Walkability: The city center is very walkable and mostly flat, with the exception of hilly Montjuic and the areas near Park Guell. Las Ramblas, the Gothic Quarter, El Born, and the waterfront are best explored on foot. The Eixample grid makes navigation intuitive.
Innsbruck
Innsbruck is small and dense — the Altstadt is car-free and the entire historic centre is walkable in 15–20 minutes. The IVB tram and bus network covers the suburbs and the lower mountain stations; the Hungerburgbahn funicular and Nordkettenbahnen cable cars handle the alpine vertical. The Innsbruck Card (€59 / 24h, €69 / 48h, €79 / 72h) bundles all public transport, all the major museums, and one round trip on every cable car including the Nordkette — for any visitor doing more than basic sightseeing it pays for itself by the second cable-car ride.
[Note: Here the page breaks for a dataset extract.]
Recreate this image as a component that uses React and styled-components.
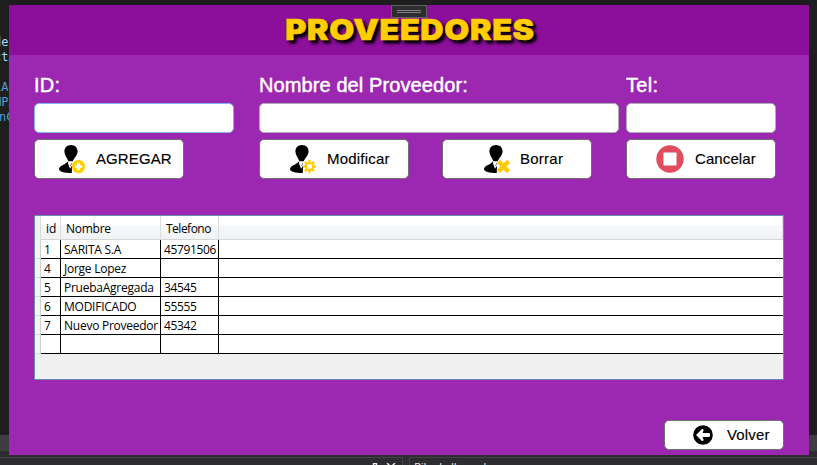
import React from "react";
import styled, { createGlobalStyle } from "styled-components";

const GlobalStyle = createGlobalStyle`
  * { box-sizing: border-box; }
  body { margin: 0; background: #1e1e1e; overflow: hidden; }
`;

const Desktop = styled.div`
  display: grid;
  width: 817px;
  height: 465px;
  overflow: hidden;
  background: #1e1e1e;
`;

const Editor = styled.div`
  grid-area: 1 / 1;
  display: grid;
  grid-template-rows: 435px 16px 14px;
  min-width: 0;
  height: 465px;
  overflow: hidden;
`;

const CodeArea = styled.div`
  display: flex;
  flex-direction: column;
  width: 9px;
  overflow: hidden;
  padding-top: 12px;
  font: 12px/15px "DejaVu Sans Mono", monospace;
`;

const CodeLine = styled.div`
  height: ${(p) => p.$h}px;
  margin-left: ${(p) => p.$shift}px;
  color: ${(p) => p.$color};
  white-space: pre;
`;

const ScrollStrip = styled.div`
  background: #3e3e42;
`;

const DockRow = styled.div`
  display: flex;
  gap: 6px;
  padding-top: 6px;
  background: #2d2d30;
`;

const DockPanel = styled.div`
  width: ${(p) => p.$w}px;
  flex: none;
  height: 20px;
  padding: 2px 0 0 ${(p) => p.$pad}px;
  border: 1px solid #434346;
  border-left-width: ${(p) => (p.$open ? 0 : 1)}px;
  color: #e8e8e8;
  font: 11.5px/14px "Open Sans", sans-serif;
  letter-spacing: -0.2px;
  white-space: pre;

  svg { display: block; margin-top: 3px; }
`;

const AppWindow = styled.main`
  grid-area: 1 / 1;
  z-index: 1;
  width: 800px;
  height: 450px;
  margin: 5px 0 0 9px;
  background: #9c27b0;
  font-family: "Liberation Sans", Arial, sans-serif;
`;

const Header = styled.header`
  position: relative;
  display: flex;
  justify-content: center;
  height: 50px;
  background: #8b0f9b;
`;

const Title = styled.h1`
  margin: 7px 0 0 2px;
  color: #ffcd00;
  font: 900 28.5px/36px Inter, sans-serif;
  letter-spacing: 0.5px;
  transform: scaleX(1.135);
  -webkit-text-stroke: 0.5px #ffcd00;
  text-shadow: 2.6px 3px 3px #000, 2.6px 3px 3px rgba(0, 0, 0, 0.7);
  white-space: nowrap;
`;

const DebugHandle = styled.div`
  position: absolute;
  top: 0;
  left: 382px;
  display: flex;
  flex-direction: column;
  gap: 1px;
  width: 36px;
  height: 13px;
  padding: 4px 5px;
  border: 1px solid #626264;
  background: #2d2d30;
`;

const HandleBar = styled.span`
  height: 1px;
  background: #808082;
`;

const Body = styled.div`
  display: flex;
  flex-direction: column;
  height: 400px;
  padding: 19px 25px 5px;
`;

const Fields = styled.div`
  display: grid;
  grid-template-columns: 225px 367px 150px;
  margin-bottom: 6px;
`;

const Field = styled.label`
  display: flex;
  flex-direction: column;
  width: ${(p) => p.$w}px;
`;

const Caption = styled.span`
  height: 29px;
  color: #fff;
  font-size: 20px;
  line-height: 23px;
  letter-spacing: ${(p) => p.$track}px;
  -webkit-text-stroke: 0.45px #fff;
  white-space: nowrap;
`;

const Input = styled.input`
  width: 100%;
  height: 30px;
  padding: 0 6px;
  border: 1px solid ${(p) => (p.$active ? "#7eb4ea" : "#abadb3")};
  border-radius: 5px;
  outline: none;
  background: #fff;
`;

const Actions = styled.div`
  display: grid;
  grid-template-columns: 225px 183px 184px 150px;
  margin-bottom: 36px;
`;

const Button = styled.button`
  display: flex;
  align-items: center;
  width: ${(p) => p.$w || 150}px;
  height: ${(p) => p.$h || 40}px;
  padding: 0 0 0 ${(p) => p.$pad}px;
  border: 1px solid #707070;
  border-radius: 5px;
  background: #fff;
  color: #000;
  font: 15px/20px "Liberation Sans", Arial, sans-serif;

  svg { flex: none; }
`;

const ButtonText = styled.span`
  margin-left: ${(p) => p.$gap}px;
  letter-spacing: ${(p) => p.$track}px;
  -webkit-text-stroke: 0.15px #000;
`;

const Grid = styled.div`
  width: 750px;
  height: 165px;
  flex: none;
  border: 1px solid #688caf;
  background: #f0f0f0;
  font: 12px/18px "Open Sans", "Noto Sans", sans-serif;
  color: #000;
`;

const GridHead = styled.div`
  display: grid;
  grid-template-columns: 6px 20px 100px 58px 1fr;
  height: 24px;
`;

const HeadCell = styled.div`
  padding: 4px 0 0 5px;
  border-right: 1px solid #dcdcde;
  border-bottom: 1px solid #d5d5d5;
  background: linear-gradient(#fff 0 40%, #f7f8fa 41%, #f1f2f4);
  letter-spacing: ${(p) => p.$track || 0}px;
  white-space: nowrap;

  &:first-child { background: #f0f0f0; border-bottom-color: #f0f0f0; }
`;

const GridRow = styled.div`
  display: grid;
  grid-template-columns: 6px 20px 100px 58px 1fr;
  grid-template-rows: 19px;
  height: 19px;
`;

const RowHead = styled.div`
  border-right: 1px solid #d0d0d0;
  border-bottom: 1px solid #dcdcdc;
  background: linear-gradient(90deg, #fafafa, #f0f0f0);
`;

const Cell = styled.div`
  height: 19px;
  padding-left: 3px;
  border-right: 1px solid #000;
  border-bottom: 1px solid #000;
  background: #fff;
  letter-spacing: ${(p) => p.$track || 0}px;
  line-height: 19px;
  white-space: nowrap;

  &:last-child { border-right: 0; }
`;

const Footer = styled.footer`
  display: flex;
  justify-content: flex-end;
  margin-top: auto;
`;

const PLUS = (
  <>
    <circle cx="19.5" cy="21.5" r="6.6" fill="#ffcd00" />
    <path d="M19.5 17.8v7.4M15.8 21.5h7.4" stroke="#fff" strokeWidth="2.7" />
  </>
);

const GEAR = (
  <>
    <path
      d="M19.5 15v13M13 21.5h13M14.9 16.9l9.2 9.2M24.1 16.9l-9.2 9.2"
      stroke="#ffcd00"
      strokeWidth="2.3"
    />
    <circle cx="19.5" cy="21.5" r="3.5" fill="#fff" stroke="#ffcd00" strokeWidth="2" />
  </>
);

const CROSS = (
  <path d="M14.4 16.4l10.2 10.2M24.6 16.4l-10.2 10.2" stroke="#ffc90a" strokeWidth="4.4" />
);

function PersonIcon({ badge }) {
  return (
    <svg width="28" height="29" viewBox="0 0 28 29">
      <path d="M12 0C8 0 5.4 2.8 5.4 6.5c0 3.7 2.7 6.4 4 9.7h4.3c1.5-3.4 4.9-6 4.9-9.7C18.6 2.8 16 0 12 0z" />
      <path d="M8.4 16.2C7.8 19.5 0 20.2 0 24.2c0 2.3 5.2 3.8 12.8 3.8l.2-10.6-2 3.8z" />
      <path d="M9.5 18l1.7 4.5L14 18" fill="none" stroke="#fff" strokeWidth="1.2" />
      {badge}
    </svg>
  );
}

function StopIcon() {
  return (
    <svg width="28" height="28" viewBox="0 0 28 28">
      <circle cx="14" cy="14" r="13.7" fill="#e24c5f" />
      <rect x="7.5" y="7.5" width="13" height="13" rx="0.7" fill="#fff" />
    </svg>
  );
}

function BackIcon() {
  return (
    <svg width="20" height="20" viewBox="0 0 20 20">
      <circle cx="10" cy="10" r="9.8" />
      <path
        d="M3 10l6-6q1.5-.4 1.6 1.2L9.6 8H16q1.2 0 1.2 2T16 12H9.6l1 2.8q-.1 1.6-1.6 1.2z"
        fill="#fff"
      />
    </svg>
  );
}

function PinAndClose() {
  return (
    <svg width="26" height="10" viewBox="0 0 26 10" fill="none" stroke="#f1f1f1">
      <path d="M1.5 6V.5h3V6M0 6.5h6M3 7v3M15 0l8 8M23 0l-8 8" strokeWidth="1.4" />
    </svg>
  );
}

const codeLines = [
  ["·  -", 23, "#9cdcfe", -13],
  ["de:", 15, "#9cdcfe", -6],
  ["ctA", 30, "#9cdcfe", -6],
  ["LA:", 15, "#569cd6", -6],
  ["MPA", 15, "#569cd6", -6],
  ["nC", 15, "#569cd6", -1],
];

const rows = [
  ["1", "SARITA S.A", "45791506"],
  ["4", "Jorge Lopez", ""],
  ["5", "PruebaAgregada", "34545"],
  ["6", "MODIFICADO", "55555"],
  ["7", "Nuevo Proveedor", "45342"],
  ["", "", ""],
];

export default function App() {
  return (
    <>
      <GlobalStyle />
      <Desktop>
        <Editor>
          <CodeArea>
            {codeLines.map(([text, h, color, shift]) => (
              <CodeLine key={text} $h={h} $color={color} $shift={shift}>{text}</CodeLine>
            ))}
          </CodeArea>
          <ScrollStrip />
          <DockRow>
            <DockPanel $w={403} $pad={372} $open><PinAndClose /></DockPanel>
            <DockPanel $w={420} $pad={4}>Pila de llamadas</DockPanel>
          </DockRow>
        </Editor>
        <AppWindow>
          <Header>
            <Title>PROVEEDORES</Title>
            <DebugHandle>
              <HandleBar />
              <HandleBar />
            </DebugHandle>
          </Header>
          <Body>
            <Fields>
              <Field $w={200}><Caption $track={0.2}>ID:</Caption><Input $active /></Field>
              <Field $w={360}><Caption $track={0.1}>Nombre del Proveedor:</Caption><Input /></Field>
              <Field $w={150}><Caption $track={0.3}>Tel:</Caption><Input /></Field>
            </Fields>
            <Actions>
              <Button $pad={24}><PersonIcon badge={PLUS} /><ButtonText $gap={9} $track={0.1}>AGREGAR</ButtonText></Button>
              <Button $pad={30}><PersonIcon badge={GEAR} /><ButtonText $gap={9} $track={0.2}>Modificar</ButtonText></Button>
              <Button $pad={41}><PersonIcon badge={CROSS} /><ButtonText $gap={8} $track={0.25}>Borrar</ButtonText></Button>
              <Button $pad={29}><StopIcon /><ButtonText $gap={11} $track={0.1}>Cancelar</ButtonText></Button>
            </Actions>
            <Grid>
              <GridHead>
                <HeadCell />
                <HeadCell>id</HeadCell>
                <HeadCell $track={-0.25}>Nombre</HeadCell>
                <HeadCell $track={-0.5}>Telefono</HeadCell>
                <HeadCell />
              </GridHead>
              {rows.map(([id, name, phone], i) => (
                <GridRow key={i}>
                  <RowHead />
                  <Cell>{id}</Cell>
                  <Cell $track={-0.25}>{name}</Cell>
                  <Cell $track={-0.35}>{phone}</Cell>
                  <Cell />
                </GridRow>
              ))}
            </Grid>
            <Footer>
              <Button $w={120} $h={30} $pad={28}><BackIcon /><ButtonText $gap={14} $track={0.15}>Volver</ButtonText></Button>
            </Footer>
          </Body>
        </AppWindow>
      </Desktop>
    </>
  );
}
Walkability: Innsbruck is one of the most walkable cities in the Alps — flat valley floor (the river runs at the foot of the Nordkette), compact Altstadt, and the entire pedestrian zone covers everything an average tourist will visit. The Innsteg footbridge across the Inn river is a 90-second walk from the Goldenes Dachl. The only "transit" you really need is the Hungerburgbahn (for the mountain) and tram 1 to Bergisel.
📅 Best Time to Visit
Barcelona
Apr–Jun, Sep–Oct
Peak travel window
Innsbruck
Jan–Feb, Jun–Sep
Peak travel window
The Verdict
Choose Barcelona if...
you want Gaudí architecture, Mediterranean beaches, tapas culture, and legendary nightlife all in one city
Choose Innsbruck if...
You want a real Alpine city — full Habsburg old town, top-tier skiing 20 minutes from the cathedral, and a funicular that climbs 2,000m straight from downtown.